Historical note - I have been fighting a coolant leak from the left side of the engine - right around where the head meets the block - leak down test a few weeks ago ok, not the head gasket. I have replaced fixed radiator cap seals, overflow tank relef cap and check all the hoses - it is either the pump seal but it doesn't leak at idle. Small leak but enough that I must keep an eye on the level to be safe every few hundred miles.
So I cannot prove without reinstalling the short bolt that it caused the problem but I assume it is the root cause of the leak. Now I have some grade five 5/16 bolts in my supply but only 1 inch (grade 2) 1.5 inch, 2 inch and 2.5 inch. I thread two nuts on to lock the length at 1.75 and cut a 2 inch bolt down to size.
Once I coat the gasket in gasket sealer I put the seals in the pump and install. I fit the heater pipe seal and the seal on the lower pipe as well. Ok everything torques down quite well (no I didn't pull the spects and I should have or use a torque wrench - the sun is down and light is fading fast.
The moment of truth - By now it is full dark and I have a stand light when I fill the radiator and tank. Without installing the fan clutch or fan I start the engine to see if it still leaks. After a minute no leaking so I shut the engine down so it doesn't get too hot yet.
It takes a while to swap out the fan clutch and move the fan to a used one but finally everything is back together. I didn't drain the block as this car has a coolant sensor where the petcock is on the B18 and B230 engines but I did drain the radiator and most of the head by pulling the heater core hose (also drained the heater core too).
I start the car up and open the heater valve to full heat - after 15-20 minutes things start to warm up and NO LEAKING!
So my goal to learn how the car handles when pushed was more or less achieved and I identified a weak spot that I had been chasing down for the last 9 months. So I guess I will take her out to another autocross to get some more experience.

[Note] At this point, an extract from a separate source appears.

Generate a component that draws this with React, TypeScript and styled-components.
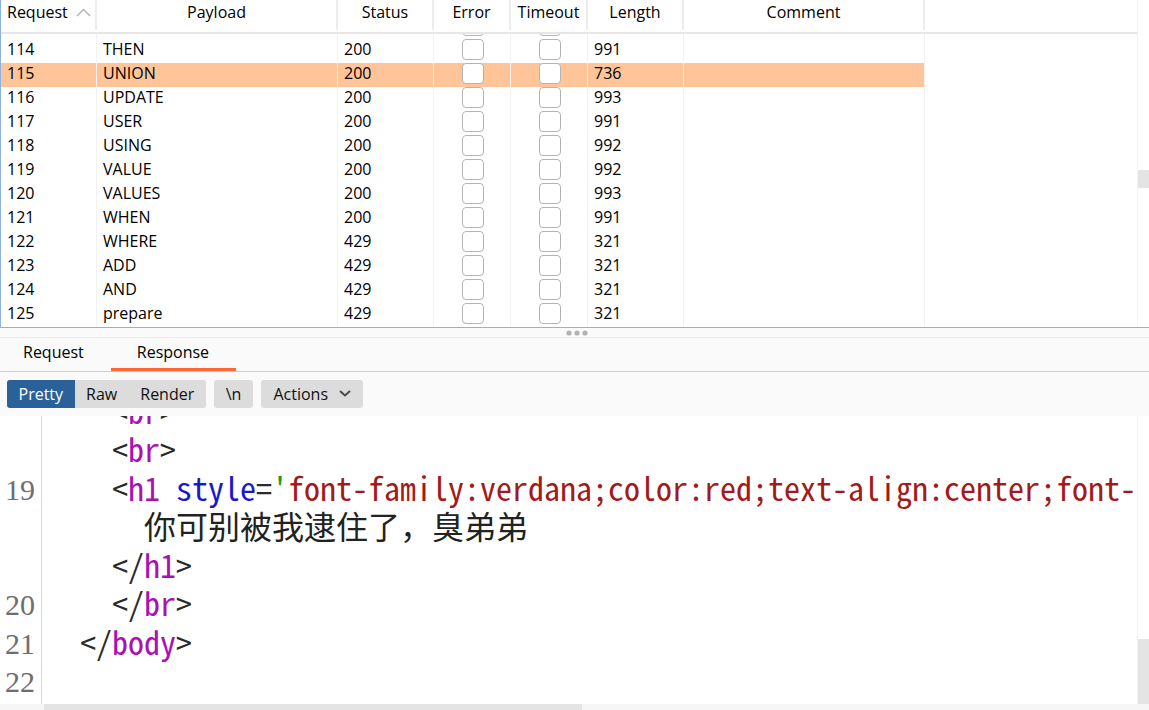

So I missed my last run today because someone was too lazy and did find or make the correct size bolt for one they lost when replacing the water pump. I will note that a 1.5 inch bolt would bottom out before tightening the pump to the block. Good news was it happened in a controlled environment where I was able to get the car on the trailer without running it again. This could have been bad had it happened on the open road and I lost coolant with a hot engine - sure it was leaking but the block and head remained full.